In this assignment you free to implement either. However, notice that you can only use hijacking when the request fits, but the book-keeping record puts you over the available space. You CANNOT simply hijack the first block where the request fits. If you don't see why, ask yourself what would happen if, at the beginning, when the first call to MyMalloc() is made, you hijacked the first free block you find.
block: 0x1057ec060 size: 4194304 next: 0x1063ec0c0 prev: 0x0 buffer: 0x1057ec080 block: 0x1063ec0c0 size: 4194176 next: 0x0 prev: 0x1057ec060 buffer: 0x1063ec0e0In this example, the first block is the head of the free list (the prev pointer is NULL).
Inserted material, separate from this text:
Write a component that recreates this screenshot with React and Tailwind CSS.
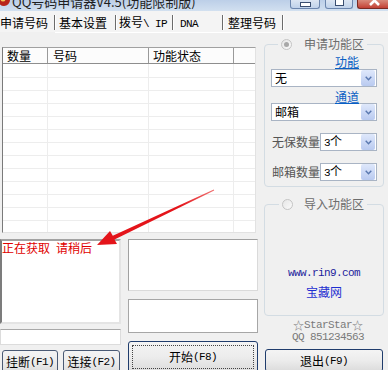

Notice that the next pointer contains the same address as the address of the second block which is the also the tail of the free list (the next pointer is NULL).
These functions should all be contained in a single file called my_malloc.c so that the autograding software supplied by UCSB can compile your code as a separately loadable module (i.e. a C ".o" file). The file that contains the code for these routines cannot contain a definition for the function main(). We will be linking the ".o" object file produced by your my_malloc.c (when it is compiled) with test routines that include a defintion of the function main(). If these terms are unfamiliar to you, please review the C lecture notes or a C tutorial with respect to using make and separately compiled object files.
You may implement the code any way you like. In particular, you may either coalesce when you run out of space or when MyFree() is terminating. It must behave in the same way as malloc() does, however, with the exception that main() will be allowed to call InitMyMalloc() before any calls to MyMalloc() or MyFree().
The TAs will be testing your code by compiling it with their own test codes. They will use this version of my_malloc.h so it is VERY important that you do not change this header file in any way. If your code depends on a change to this header file and won't work otherwise, it will fail when the TAs grade your assignment.